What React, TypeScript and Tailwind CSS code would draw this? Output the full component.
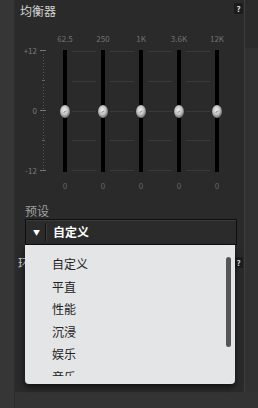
const freqs = ["62.5", "250", "1K", "3.6K", "12K"];
const presets = ["自定义", "平直", "性能", "沉浸", "娱乐", "音乐"];
const scale = ["+12", "0", "-12"];

const font = { fontFamily: '"Noto Sans CJK SC", "Liberation Sans", sans-serif' };

function Knob() {
  return (
    <svg width="10" height="13" viewBox="0 0 10 13">
      <defs>
        <radialGradient id="knob" cx="45%" cy="40%" r="65%">
          <stop offset="0%" stopColor="#f2f2f2" />
          <stop offset="50%" stopColor="#c4c4c4" />
          <stop offset="100%" stopColor="#5e5e5e" />
        </radialGradient>
      </defs>
      <ellipse cx="5" cy="6.5" rx="5" ry="6.5" fill="url(#knob)" />
      <path d="M3.8 8 Q4.4 5.6 6.2 6.2" stroke="#7a7a7a" strokeWidth="0.8" fill="none" />
    </svg>
  );
}

function Ruler() {
  const dots = [];
  for (let y = 4; y < 120; y += 3) {
    if (Math.abs(y - 30) < 2 || Math.abs(y - 60) < 2 || Math.abs(y - 90) < 2) continue;
    dots.push(<rect key={y} x="4" y={y} width="1" height="1" fill="#555" />);
  }
  return (
    <svg width="7" height="122" viewBox="0 0 7 122">
      {dots}
      {[0.5, 60.5, 120.5].map((y) => (
        <line key={y} x1="1" y1={y} x2="7" y2={y} stroke="#777" />
      ))}
      {[30.5, 90.5].map((y) => (
        <line key={y} x1="3" y1={y} x2="6" y2={y} stroke="#666" />
      ))}
    </svg>
  );
}

function Lines() {
  return (
    <div className="flex h-[122px] flex-1 flex-col justify-between py-[1px]">
      {[0, 1, 2, 3, 4].map((i) => (
        <div key={i} className="h-px bg-[#3a3a3a]" />
      ))}
    </div>
  );
}

function HelpBadge() {
  return (
    <div className="flex h-[11px] w-[9px] items-center justify-center bg-[#1c1c1c] text-[8px] font-bold leading-none text-[#e0e0e0]">
      ?
    </div>
  );
}

export default function App() {
  return (
    <div className="relative flex h-[408px] w-[258px] overflow-hidden bg-[#333333]" style={font}>
      <div className="w-[15px] border-r border-[#2c2c2c] bg-[#363636]" />

      <div className="flex h-[392px] w-[230px] flex-col border-r border-[#3c3c3c] bg-[#2a2a2a]">
        {/* equalizer header */}
        <div className="flex h-[28px] items-start justify-between pl-[5px] pr-[1px] pt-[3px]">
          <span className="text-[12px] leading-[16px] text-[#d4d4d4]">均衡器</span>
          <HelpBadge />
        </div>

        {/* sliders */}
        <div className="flex">
          <div className="flex w-[31px] flex-col">
            <div className="h-[22px]" />
            <div className="flex items-start">
              <div className="flex h-[122px] w-[22px] flex-col items-end justify-between text-[8px] leading-[8px] text-[#7a7a7a]">
                {scale.map((s) => (
                  <span key={s} className="-my-[3px]">{s}</span>
                ))}
              </div>
              <div className="ml-[2px]">
                <Ruler />
              </div>
            </div>
          </div>

          {freqs.map((f, i) => (
            <div key={f} className="flex w-[38px] flex-col items-center">
              <div className="mt-[6px] h-[10px] text-[8px] leading-[10px] text-[#727272]">{f}</div>
              <div className="mt-[6px] flex w-full items-start">
                {i > 0 ? <Lines /> : <div className="flex-1" />}
                <div className="relative mx-[5px] flex h-[122px] w-[4px] justify-center bg-black">
                  <div className="absolute top-[55px]">
                    <Knob />
                  </div>
                </div>
                {i < freqs.length - 1 ? <Lines /> : <div className="flex-1" />}
              </div>
              <div className="mt-[9px] h-[10px] text-[8px] leading-[10px] text-[#666]">0</div>
            </div>
          ))}
        </div>

        {/* preset */}
        <div className="mt-[13px] pl-[10px] text-[12px] leading-[14px] text-[#a0a0a0]">预设</div>
        <div className="relative z-10 ml-[10px] mt-[1px] w-[212px]">
          <div className="flex h-[26px] items-center border border-[#0f0f0f] bg-[#2b2b2b] shadow-[inset_0_1px_0_#3a3a3a]">
            <div className="flex w-[19px] justify-center pl-[2px] text-[7px] leading-none text-white">▼</div>
            <div className="h-[17px] w-px bg-[#111] shadow-[1px_0_0_#3d3d3d]" />
            <span className="ml-[7px] text-[12px] font-bold text-white">自定义</span>
          </div>

          <div className="absolute left-0 top-full flex h-[139px] w-[210px] rounded-b-[4px] bg-[#e4e5e7] py-[8px] shadow-[0_3px_6px_rgba(0,0,0,0.6)]">
            <div className="flex flex-1 flex-col overflow-hidden pl-[27px]">
              {presets.map((p) => (
                <div key={p} className="flex h-[22.5px] shrink-0 items-center text-[12px] text-[#222]">
                  {p}
                </div>
              ))}
            </div>
            <div className="mr-[4px] mt-[4px] h-[90px] w-[5px] rounded-full bg-[#555]" />
          </div>
        </div>

        {/* next section (under the open list) */}
        <div className="mt-[10px] flex items-start justify-between pl-[3px] pr-[1px]">
          <span className="text-[12px] leading-[16px] text-[#d4d4d4]">环绕</span>
          <div className="mt-[2px]">
            <HelpBadge />
          </div>
        </div>
      </div>

      <div className="flex flex-1 flex-col">
        <div className="h-[48px] bg-[#2b2b2b]" />
        <div className="h-[344px] bg-[#313131]" />
      </div>
    </div>
  );
}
────────────────────────────────────────
What the task requires>
Go over the data above and copy every line that has the word "full" in it.

Written answer>
What React, TypeScript and Tailwind CSS code would draw this? Output the full component.
              <div className="mt-[6px] flex w-full items-start">
          <div className="absolute left-0 top-full flex h-[139px] w-[210px] rounded-b-[4px] bg-[#e4e5e7] py-[8px] shadow-[0_3px_6px_rgba(0,0,0,0.6)]">
            <div className="mr-[4px] mt-[4px] h-[90px] w-[5px] rounded-full bg-[#555]" />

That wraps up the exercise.